_What needs to be done:_
Each entry below is to be given again word for word, with no pictures.

_The data:_

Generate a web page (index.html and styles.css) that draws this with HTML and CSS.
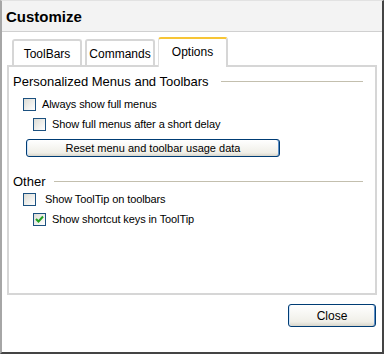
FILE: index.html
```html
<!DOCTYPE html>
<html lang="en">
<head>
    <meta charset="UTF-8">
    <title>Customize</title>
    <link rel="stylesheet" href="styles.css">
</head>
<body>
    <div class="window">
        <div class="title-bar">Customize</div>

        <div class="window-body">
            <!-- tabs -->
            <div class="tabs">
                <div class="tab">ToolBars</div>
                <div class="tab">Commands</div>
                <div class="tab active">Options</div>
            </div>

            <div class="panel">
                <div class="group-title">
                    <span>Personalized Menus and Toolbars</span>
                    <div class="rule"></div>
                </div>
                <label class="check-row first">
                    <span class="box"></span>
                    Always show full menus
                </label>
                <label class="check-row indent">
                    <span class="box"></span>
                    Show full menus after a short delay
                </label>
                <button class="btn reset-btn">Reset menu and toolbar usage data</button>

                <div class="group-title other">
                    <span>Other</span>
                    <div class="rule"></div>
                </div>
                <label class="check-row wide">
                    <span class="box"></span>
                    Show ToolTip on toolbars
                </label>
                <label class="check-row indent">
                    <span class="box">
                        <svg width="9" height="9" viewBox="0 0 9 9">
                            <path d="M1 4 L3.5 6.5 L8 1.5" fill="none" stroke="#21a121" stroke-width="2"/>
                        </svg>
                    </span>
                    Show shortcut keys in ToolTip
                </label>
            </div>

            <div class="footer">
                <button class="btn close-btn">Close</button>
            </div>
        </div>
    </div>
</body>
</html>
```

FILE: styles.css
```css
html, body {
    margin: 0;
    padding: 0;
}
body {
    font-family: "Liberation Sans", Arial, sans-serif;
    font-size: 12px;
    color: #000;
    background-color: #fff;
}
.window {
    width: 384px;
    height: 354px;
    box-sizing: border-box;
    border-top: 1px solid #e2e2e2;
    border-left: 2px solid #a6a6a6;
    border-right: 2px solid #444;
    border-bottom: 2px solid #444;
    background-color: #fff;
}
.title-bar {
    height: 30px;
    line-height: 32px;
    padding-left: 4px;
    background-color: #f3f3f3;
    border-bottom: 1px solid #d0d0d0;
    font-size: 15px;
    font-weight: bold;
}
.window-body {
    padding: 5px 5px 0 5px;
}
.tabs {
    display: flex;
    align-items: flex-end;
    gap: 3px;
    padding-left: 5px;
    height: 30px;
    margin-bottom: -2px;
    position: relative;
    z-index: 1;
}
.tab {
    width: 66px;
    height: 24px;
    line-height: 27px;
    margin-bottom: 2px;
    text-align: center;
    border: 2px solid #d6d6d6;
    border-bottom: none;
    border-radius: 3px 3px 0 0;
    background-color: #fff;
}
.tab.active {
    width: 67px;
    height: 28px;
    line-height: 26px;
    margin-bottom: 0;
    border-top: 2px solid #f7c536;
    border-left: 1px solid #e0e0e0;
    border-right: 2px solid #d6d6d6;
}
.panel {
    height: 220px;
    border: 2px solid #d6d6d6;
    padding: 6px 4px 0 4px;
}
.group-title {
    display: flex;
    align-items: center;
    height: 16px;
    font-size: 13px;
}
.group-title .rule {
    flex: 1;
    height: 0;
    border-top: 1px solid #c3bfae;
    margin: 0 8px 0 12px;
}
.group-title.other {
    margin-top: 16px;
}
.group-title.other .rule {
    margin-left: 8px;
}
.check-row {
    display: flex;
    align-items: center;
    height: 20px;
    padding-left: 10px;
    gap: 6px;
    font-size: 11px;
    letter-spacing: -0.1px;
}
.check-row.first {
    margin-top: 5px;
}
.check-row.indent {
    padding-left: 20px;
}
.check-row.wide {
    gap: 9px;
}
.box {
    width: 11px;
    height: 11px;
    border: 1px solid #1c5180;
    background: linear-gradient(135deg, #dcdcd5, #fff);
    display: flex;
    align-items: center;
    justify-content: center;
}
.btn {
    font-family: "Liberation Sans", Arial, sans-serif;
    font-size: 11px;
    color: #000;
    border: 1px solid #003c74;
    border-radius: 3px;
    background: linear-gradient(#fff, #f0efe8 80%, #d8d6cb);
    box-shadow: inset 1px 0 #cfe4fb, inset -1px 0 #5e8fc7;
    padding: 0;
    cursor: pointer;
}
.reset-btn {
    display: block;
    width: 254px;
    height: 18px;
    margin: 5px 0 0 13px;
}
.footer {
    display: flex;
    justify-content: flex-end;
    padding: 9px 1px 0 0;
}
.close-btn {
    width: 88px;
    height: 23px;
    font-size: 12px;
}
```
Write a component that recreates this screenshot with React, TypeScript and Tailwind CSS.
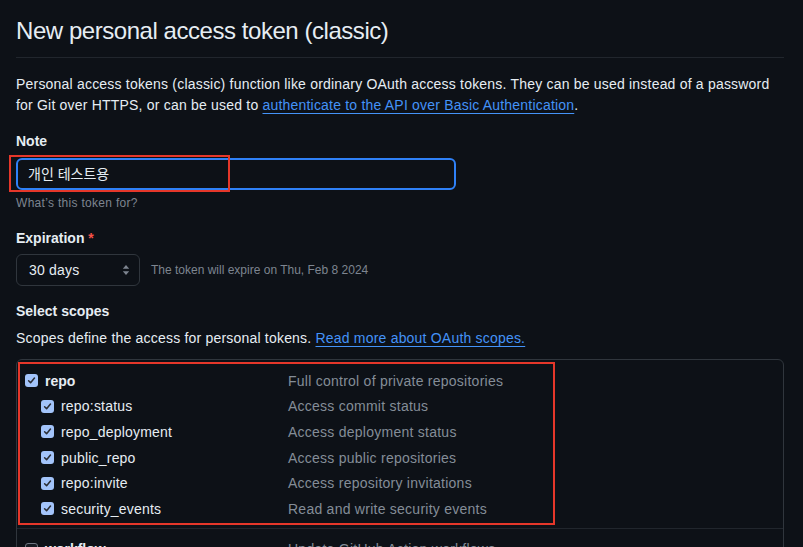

_Finished task:_
Generate a web page (index.html and styles.css) that draws this with HTML and CSS.
FILE: index.html
```html
<!DOCTYPE html>
<html lang="en">
<head>
    <meta charset="UTF-8">
    <title>Customize</title>
    <link rel="stylesheet" href="styles.css">
</head>
<body>
    <div class="window">
        <div class="title-bar">Customize</div>

        <div class="window-body">
            <!-- tabs -->
            <div class="tabs">
                <div class="tab">ToolBars</div>
                <div class="tab">Commands</div>
                <div class="tab active">Options</div>
            </div>

            <div class="panel">
                <div class="group-title">
                    <span>Personalized Menus and Toolbars</span>
                    <div class="rule"></div>
                </div>
                <label class="check-row first">
                    <span class="box"></span>
                    Always show full menus
                </label>
                <label class="check-row indent">
                    <span class="box"></span>
                    Show full menus after a short delay
                </label>
                <button class="btn reset-btn">Reset menu and toolbar usage data</button>

                <div class="group-title other">
                    <span>Other</span>
                    <div class="rule"></div>
                </div>
                <label class="check-row wide">
                    <span class="box"></span>
                    Show ToolTip on toolbars
                </label>
                <label class="check-row indent">
                    <span class="box">
                        <svg width="9" height="9" viewBox="0 0 9 9">
                            <path d="M1 4 L3.5 6.5 L8 1.5" fill="none" stroke="#21a121" stroke-width="2"/>
                        </svg>
                    </span>
                    Show shortcut keys in ToolTip
                </label>
            </div>

            <div class="footer">
                <button class="btn close-btn">Close</button>
            </div>
        </div>
    </div>
</body>
</html>
```

FILE: styles.css
```css
html, body {
    margin: 0;
    padding: 0;
}
body {
    font-family: "Liberation Sans", Arial, sans-serif;
    font-size: 12px;
    color: #000;
    background-color: #fff;
}
.window {
    width: 384px;
    height: 354px;
    box-sizing: border-box;
    border-top: 1px solid #e2e2e2;
    border-left: 2px solid #a6a6a6;
    border-right: 2px solid #444;
    border-bottom: 2px solid #444;
    background-color: #fff;
}
.title-bar {
    height: 30px;
    line-height: 32px;
    padding-left: 4px;
    background-color: #f3f3f3;
    border-bottom: 1px solid #d0d0d0;
    font-size: 15px;
    font-weight: bold;
}
.window-body {
    padding: 5px 5px 0 5px;
}
.tabs {
    display: flex;
    align-items: flex-end;
    gap: 3px;
    padding-left: 5px;
    height: 30px;
    margin-bottom: -2px;
    position: relative;
    z-index: 1;
}
.tab {
    width: 66px;
    height: 24px;
    line-height: 27px;
    margin-bottom: 2px;
    text-align: center;
    border: 2px solid #d6d6d6;
    border-bottom: none;
    border-radius: 3px 3px 0 0;
    background-color: #fff;
}
.tab.active {
    width: 67px;
    height: 28px;
    line-height: 26px;
    margin-bottom: 0;
    border-top: 2px solid #f7c536;
    border-left: 1px solid #e0e0e0;
    border-right: 2px solid #d6d6d6;
}
.panel {
    height: 220px;
    border: 2px solid #d6d6d6;
    padding: 6px 4px 0 4px;
}
.group-title {
    display: flex;
    align-items: center;
    height: 16px;
    font-size: 13px;
}
.group-title .rule {
    flex: 1;
    height: 0;
    border-top: 1px solid #c3bfae;
    margin: 0 8px 0 12px;
}
.group-title.other {
    margin-top: 16px;
}
.group-title.other .rule {
    margin-left: 8px;
}
.check-row {
    display: flex;
    align-items: center;
    height: 20px;
    padding-left: 10px;
    gap: 6px;
    font-size: 11px;
    letter-spacing: -0.1px;
}
.check-row.first {
    margin-top: 5px;
}
.check-row.indent {
    padding-left: 20px;
}
.check-row.wide {
    gap: 9px;
}
.box {
    width: 11px;
    height: 11px;
    border: 1px solid #1c5180;
    background: linear-gradient(135deg, #dcdcd5, #fff);
    display: flex;
    align-items: center;
    justify-content: center;
}
.btn {
    font-family: "Liberation Sans", Arial, sans-serif;
    font-size: 11px;
    color: #000;
    border: 1px solid #003c74;
    border-radius: 3px;
    background: linear-gradient(#fff, #f0efe8 80%, #d8d6cb);
    box-shadow: inset 1px 0 #cfe4fb, inset -1px 0 #5e8fc7;
    padding: 0;
    cursor: pointer;
}
.reset-btn {
    display: block;
    width: 254px;
    height: 18px;
    margin: 5px 0 0 13px;
}
.footer {
    display: flex;
    justify-content: flex-end;
    padding: 9px 1px 0 0;
}
.close-btn {
    width: 88px;
    height: 23px;
    font-size: 12px;
}
```
Write a component that recreates this screenshot with React, TypeScript and Tailwind CSS.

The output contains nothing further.